_SET TASK:_ Write out the material exactly, leaving every picture behind.

_SOURCE EXCERPT:_
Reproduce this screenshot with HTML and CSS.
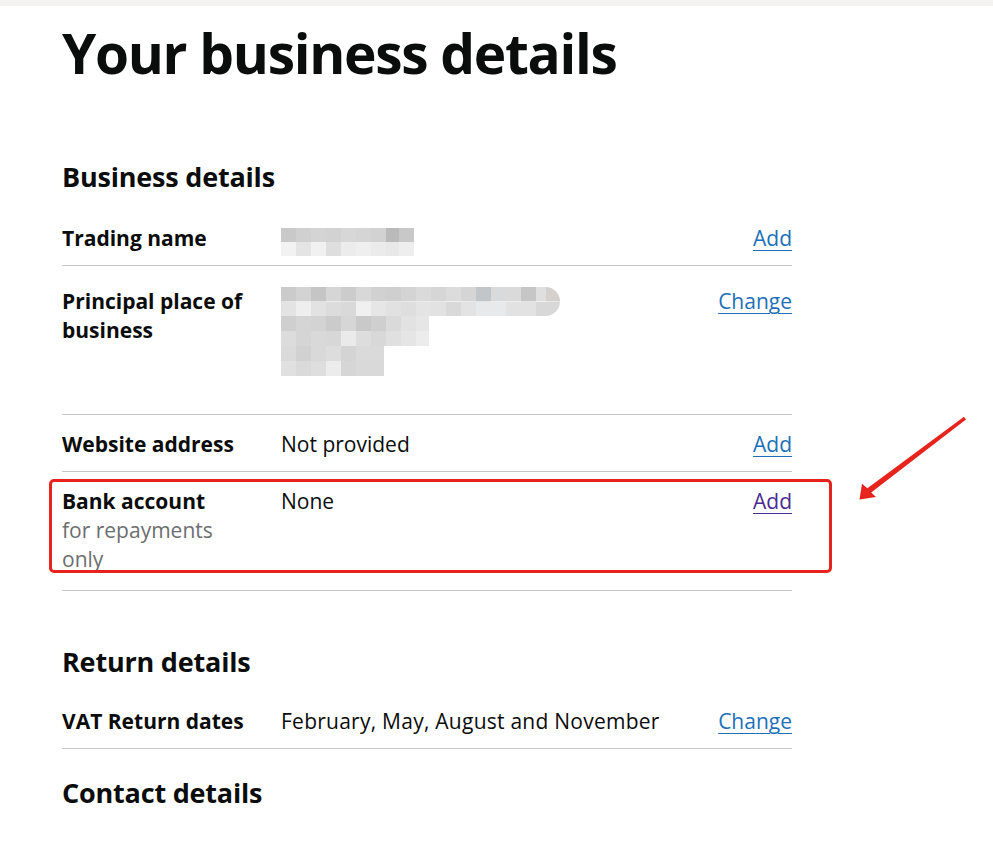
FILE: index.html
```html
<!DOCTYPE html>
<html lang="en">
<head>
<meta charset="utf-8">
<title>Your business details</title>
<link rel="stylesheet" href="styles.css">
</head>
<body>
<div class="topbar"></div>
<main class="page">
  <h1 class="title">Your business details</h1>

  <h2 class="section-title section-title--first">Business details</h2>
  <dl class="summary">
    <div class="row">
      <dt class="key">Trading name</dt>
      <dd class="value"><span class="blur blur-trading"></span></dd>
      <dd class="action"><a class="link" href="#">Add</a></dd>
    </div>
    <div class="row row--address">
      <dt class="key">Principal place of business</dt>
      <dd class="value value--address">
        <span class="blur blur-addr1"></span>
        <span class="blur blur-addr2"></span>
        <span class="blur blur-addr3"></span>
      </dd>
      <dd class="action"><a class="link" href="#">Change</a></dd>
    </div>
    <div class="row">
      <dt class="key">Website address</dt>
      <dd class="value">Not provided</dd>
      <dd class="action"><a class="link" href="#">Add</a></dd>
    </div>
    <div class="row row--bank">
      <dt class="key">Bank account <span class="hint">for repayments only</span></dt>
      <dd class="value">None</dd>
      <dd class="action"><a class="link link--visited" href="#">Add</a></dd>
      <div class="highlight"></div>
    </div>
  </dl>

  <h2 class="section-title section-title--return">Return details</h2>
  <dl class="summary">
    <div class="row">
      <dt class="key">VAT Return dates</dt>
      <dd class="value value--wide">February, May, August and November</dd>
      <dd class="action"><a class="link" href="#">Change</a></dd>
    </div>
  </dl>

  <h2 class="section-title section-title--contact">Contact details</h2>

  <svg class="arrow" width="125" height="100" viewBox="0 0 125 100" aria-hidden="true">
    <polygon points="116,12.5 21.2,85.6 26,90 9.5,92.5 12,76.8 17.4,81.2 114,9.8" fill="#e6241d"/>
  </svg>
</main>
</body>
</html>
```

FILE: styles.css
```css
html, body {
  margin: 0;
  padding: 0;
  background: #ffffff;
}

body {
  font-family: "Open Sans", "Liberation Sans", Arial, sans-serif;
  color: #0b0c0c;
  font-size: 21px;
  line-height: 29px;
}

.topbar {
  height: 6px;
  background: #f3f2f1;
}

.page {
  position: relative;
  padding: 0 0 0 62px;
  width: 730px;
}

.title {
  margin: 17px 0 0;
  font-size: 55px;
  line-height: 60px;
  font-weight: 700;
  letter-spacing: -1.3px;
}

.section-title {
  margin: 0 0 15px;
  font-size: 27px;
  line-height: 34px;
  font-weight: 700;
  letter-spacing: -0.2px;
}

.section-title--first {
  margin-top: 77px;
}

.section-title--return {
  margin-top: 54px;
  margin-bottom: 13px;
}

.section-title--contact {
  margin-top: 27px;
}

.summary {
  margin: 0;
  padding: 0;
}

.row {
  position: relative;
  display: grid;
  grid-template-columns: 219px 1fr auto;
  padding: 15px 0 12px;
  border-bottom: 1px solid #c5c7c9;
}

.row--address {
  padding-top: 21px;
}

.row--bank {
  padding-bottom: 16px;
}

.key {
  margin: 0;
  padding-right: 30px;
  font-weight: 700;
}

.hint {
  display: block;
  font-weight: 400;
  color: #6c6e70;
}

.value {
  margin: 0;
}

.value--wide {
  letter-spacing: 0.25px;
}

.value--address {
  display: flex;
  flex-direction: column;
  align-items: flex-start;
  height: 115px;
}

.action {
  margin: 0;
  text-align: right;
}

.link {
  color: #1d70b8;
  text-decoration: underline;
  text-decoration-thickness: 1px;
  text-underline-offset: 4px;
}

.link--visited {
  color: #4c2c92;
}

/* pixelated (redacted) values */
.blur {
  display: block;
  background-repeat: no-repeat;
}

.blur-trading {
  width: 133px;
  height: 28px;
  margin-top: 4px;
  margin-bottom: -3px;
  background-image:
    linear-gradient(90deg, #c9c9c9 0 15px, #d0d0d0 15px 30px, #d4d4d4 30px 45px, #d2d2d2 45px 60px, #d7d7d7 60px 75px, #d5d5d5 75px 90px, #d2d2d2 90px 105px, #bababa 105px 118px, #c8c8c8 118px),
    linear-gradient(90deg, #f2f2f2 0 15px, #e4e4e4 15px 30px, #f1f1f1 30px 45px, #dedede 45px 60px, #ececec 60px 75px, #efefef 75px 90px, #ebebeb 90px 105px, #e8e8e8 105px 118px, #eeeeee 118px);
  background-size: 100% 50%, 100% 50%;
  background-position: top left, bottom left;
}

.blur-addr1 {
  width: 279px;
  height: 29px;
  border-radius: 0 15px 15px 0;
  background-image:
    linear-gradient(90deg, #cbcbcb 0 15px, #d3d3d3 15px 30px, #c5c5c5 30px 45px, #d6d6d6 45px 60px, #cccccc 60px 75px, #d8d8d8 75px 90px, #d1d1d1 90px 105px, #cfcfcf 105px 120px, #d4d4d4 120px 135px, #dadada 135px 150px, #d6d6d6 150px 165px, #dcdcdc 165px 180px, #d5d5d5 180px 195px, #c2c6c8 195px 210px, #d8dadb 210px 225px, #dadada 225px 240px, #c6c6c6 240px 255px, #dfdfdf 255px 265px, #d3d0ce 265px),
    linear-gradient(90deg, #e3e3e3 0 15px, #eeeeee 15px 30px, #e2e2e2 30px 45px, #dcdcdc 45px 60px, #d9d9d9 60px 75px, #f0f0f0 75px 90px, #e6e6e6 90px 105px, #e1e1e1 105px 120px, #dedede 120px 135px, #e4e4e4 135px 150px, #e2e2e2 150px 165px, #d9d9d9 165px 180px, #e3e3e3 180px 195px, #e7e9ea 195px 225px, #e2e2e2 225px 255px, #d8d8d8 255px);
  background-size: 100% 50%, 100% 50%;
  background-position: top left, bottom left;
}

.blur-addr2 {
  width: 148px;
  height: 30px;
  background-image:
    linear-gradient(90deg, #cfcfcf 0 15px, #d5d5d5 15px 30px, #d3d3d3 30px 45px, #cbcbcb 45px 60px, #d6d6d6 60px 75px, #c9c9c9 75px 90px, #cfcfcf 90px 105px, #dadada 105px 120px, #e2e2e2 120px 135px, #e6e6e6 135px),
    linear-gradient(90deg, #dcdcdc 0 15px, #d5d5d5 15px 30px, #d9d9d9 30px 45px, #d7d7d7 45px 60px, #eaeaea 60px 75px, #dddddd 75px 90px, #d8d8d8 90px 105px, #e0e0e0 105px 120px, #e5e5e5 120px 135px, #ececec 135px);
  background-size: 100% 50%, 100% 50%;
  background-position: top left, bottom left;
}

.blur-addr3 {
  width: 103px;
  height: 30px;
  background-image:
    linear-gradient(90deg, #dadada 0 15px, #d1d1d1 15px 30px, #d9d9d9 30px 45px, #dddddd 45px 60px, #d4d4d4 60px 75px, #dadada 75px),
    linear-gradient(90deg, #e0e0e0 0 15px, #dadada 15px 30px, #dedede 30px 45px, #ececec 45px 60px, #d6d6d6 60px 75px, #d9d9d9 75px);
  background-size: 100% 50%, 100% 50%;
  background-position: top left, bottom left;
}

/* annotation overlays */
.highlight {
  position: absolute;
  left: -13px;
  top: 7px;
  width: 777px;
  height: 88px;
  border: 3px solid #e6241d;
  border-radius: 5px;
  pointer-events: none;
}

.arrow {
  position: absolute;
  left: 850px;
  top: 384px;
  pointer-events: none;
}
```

_RESULT OF THIS EXERCISE:_
Reproduce this screenshot with HTML and CSS.
FILE: index.html
```html
<!DOCTYPE html>
<html lang="en">
<head>
<meta charset="utf-8">
<title>Your business details</title>
<link rel="stylesheet" href="styles.css">
</head>
<body>
<div class="topbar"></div>
<main class="page">
  <h1 class="title">Your business details</h1>

  <h2 class="section-title section-title--first">Business details</h2>
  <dl class="summary">
    <div class="row">
      <dt class="key">Trading name</dt>
      <dd class="value"><span class="blur blur-trading"></span></dd>
      <dd class="action"><a class="link" href="#">Add</a></dd>
    </div>
    <div class="row row--address">
      <dt class="key">Principal place of business</dt>
      <dd class="value value--address">
        <span class="blur blur-addr1"></span>
        <span class="blur blur-addr2"></span>
        <span class="blur blur-addr3"></span>
      </dd>
      <dd class="action"><a class="link" href="#">Change</a></dd>
    </div>
    <div class="row">
      <dt class="key">Website address</dt>
      <dd class="value">Not provided</dd>
      <dd class="action"><a class="link" href="#">Add</a></dd>
    </div>
    <div class="row row--bank">
      <dt class="key">Bank account <span class="hint">for repayments only</span></dt>
      <dd class="value">None</dd>
      <dd class="action"><a class="link link--visited" href="#">Add</a></dd>
      <div class="highlight"></div>
    </div>
  </dl>

  <h2 class="section-title section-title--return">Return details</h2>
  <dl class="summary">
    <div class="row">
      <dt class="key">VAT Return dates</dt>
      <dd class="value value--wide">February, May, August and November</dd>
      <dd class="action"><a class="link" href="#">Change</a></dd>
    </div>
  </dl>

  <h2 class="section-title section-title--contact">Contact details</h2>

  <svg class="arrow" width="125" height="100" viewBox="0 0 125 100" aria-hidden="true">
    <polygon points="116,12.5 21.2,85.6 26,90 9.5,92.5 12,76.8 17.4,81.2 114,9.8" fill="#e6241d"/>
  </svg>
</main>
</body>
</html>
```

FILE: styles.css
```css
html, body {
  margin: 0;
  padding: 0;
  background: #ffffff;
}

body {
  font-family: "Open Sans", "Liberation Sans", Arial, sans-serif;
  color: #0b0c0c;
  font-size: 21px;
  line-height: 29px;
}

.topbar {
  height: 6px;
  background: #f3f2f1;
}

.page {
  position: relative;
  padding: 0 0 0 62px;
  width: 730px;
}

.title {
  margin: 17px 0 0;
  font-size: 55px;
  line-height: 60px;
  font-weight: 700;
  letter-spacing: -1.3px;
}

.section-title {
  margin: 0 0 15px;
  font-size: 27px;
  line-height: 34px;
  font-weight: 700;
  letter-spacing: -0.2px;
}

.section-title--first {
  margin-top: 77px;
}

.section-title--return {
  margin-top: 54px;
  margin-bottom: 13px;
}

.section-title--contact {
  margin-top: 27px;
}

.summary {
  margin: 0;
  padding: 0;
}

.row {
  position: relative;
  display: grid;
  grid-template-columns: 219px 1fr auto;
  padding: 15px 0 12px;
  border-bottom: 1px solid #c5c7c9;
}

.row--address {
  padding-top: 21px;
}

.row--bank {
  padding-bottom: 16px;
}

.key {
  margin: 0;
  padding-right: 30px;
  font-weight: 700;
}

.hint {
  display: block;
  font-weight: 400;
  color: #6c6e70;
}

.value {
  margin: 0;
}

.value--wide {
  letter-spacing: 0.25px;
}

.value--address {
  display: flex;
  flex-direction: column;
  align-items: flex-start;
  height: 115px;
}

.action {
  margin: 0;
  text-align: right;
}

.link {
  color: #1d70b8;
  text-decoration: underline;
  text-decoration-thickness: 1px;
  text-underline-offset: 4px;
}

.link--visited {
  color: #4c2c92;
}

/* pixelated (redacted) values */
.blur {
  display: block;
  background-repeat: no-repeat;
}

.blur-trading {
  width: 133px;
  height: 28px;
  margin-top: 4px;
  margin-bottom: -3px;
  background-image:
    linear-gradient(90deg, #c9c9c9 0 15px, #d0d0d0 15px 30px, #d4d4d4 30px 45px, #d2d2d2 45px 60px, #d7d7d7 60px 75px, #d5d5d5 75px 90px, #d2d2d2 90px 105px, #bababa 105px 118px, #c8c8c8 118px),
    linear-gradient(90deg, #f2f2f2 0 15px, #e4e4e4 15px 30px, #f1f1f1 30px 45px, #dedede 45px 60px, #ececec 60px 75px, #efefef 75px 90px, #ebebeb 90px 105px, #e8e8e8 105px 118px, #eeeeee 118px);
  background-size: 100% 50%, 100% 50%;
  background-position: top left, bottom left;
}

.blur-addr1 {
  width: 279px;
  height: 29px;
  border-radius: 0 15px 15px 0;
  background-image:
    linear-gradient(90deg, #cbcbcb 0 15px, #d3d3d3 15px 30px, #c5c5c5 30px 45px, #d6d6d6 45px 60px, #cccccc 60px 75px, #d8d8d8 75px 90px, #d1d1d1 90px 105px, #cfcfcf 105px 120px, #d4d4d4 120px 135px, #dadada 135px 150px, #d6d6d6 150px 165px, #dcdcdc 165px 180px, #d5d5d5 180px 195px, #c2c6c8 195px 210px, #d8dadb 210px 225px, #dadada 225px 240px, #c6c6c6 240px 255px, #dfdfdf 255px 265px, #d3d0ce 265px),
    linear-gradient(90deg, #e3e3e3 0 15px, #eeeeee 15px 30px, #e2e2e2 30px 45px, #dcdcdc 45px 60px, #d9d9d9 60px 75px, #f0f0f0 75px 90px, #e6e6e6 90px 105px, #e1e1e1 105px 120px, #dedede 120px 135px, #e4e4e4 135px 150px, #e2e2e2 150px 165px, #d9d9d9 165px 180px, #e3e3e3 180px 195px, #e7e9ea 195px 225px, #e2e2e2 225px 255px, #d8d8d8 255px);
  background-size: 100% 50%, 100% 50%;
  background-position: top left, bottom left;
}

.blur-addr2 {
  width: 148px;
  height: 30px;
  background-image:
    linear-gradient(90deg, #cfcfcf 0 15px, #d5d5d5 15px 30px, #d3d3d3 30px 45px, #cbcbcb 45px 60px, #d6d6d6 60px 75px, #c9c9c9 75px 90px, #cfcfcf 90px 105px, #dadada 105px 120px, #e2e2e2 120px 135px, #e6e6e6 135px),
    linear-gradient(90deg, #dcdcdc 0 15px, #d5d5d5 15px 30px, #d9d9d9 30px 45px, #d7d7d7 45px 60px, #eaeaea 60px 75px, #dddddd 75px 90px, #d8d8d8 90px 105px, #e0e0e0 105px 120px, #e5e5e5 120px 135px, #ececec 135px);
  background-size: 100% 50%, 100% 50%;
  background-position: top left, bottom left;
}

.blur-addr3 {
  width: 103px;
  height: 30px;
  background-image:
    linear-gradient(90deg, #dadada 0 15px, #d1d1d1 15px 30px, #d9d9d9 30px 45px, #dddddd 45px 60px, #d4d4d4 60px 75px, #dadada 75px),
    linear-gradient(90deg, #e0e0e0 0 15px, #dadada 15px 30px, #dedede 30px 45px, #ececec 45px 60px, #d6d6d6 60px 75px, #d9d9d9 75px);
  background-size: 100% 50%, 100% 50%;
  background-position: top left, bottom left;
}

/* annotation overlays */
.highlight {
  position: absolute;
  left: -13px;
  top: 7px;
  width: 777px;
  height: 88px;
  border: 3px solid #e6241d;
  border-radius: 5px;
  pointer-events: none;
}

.arrow {
  position: absolute;
  left: 850px;
  top: 384px;
  pointer-events: none;
}
```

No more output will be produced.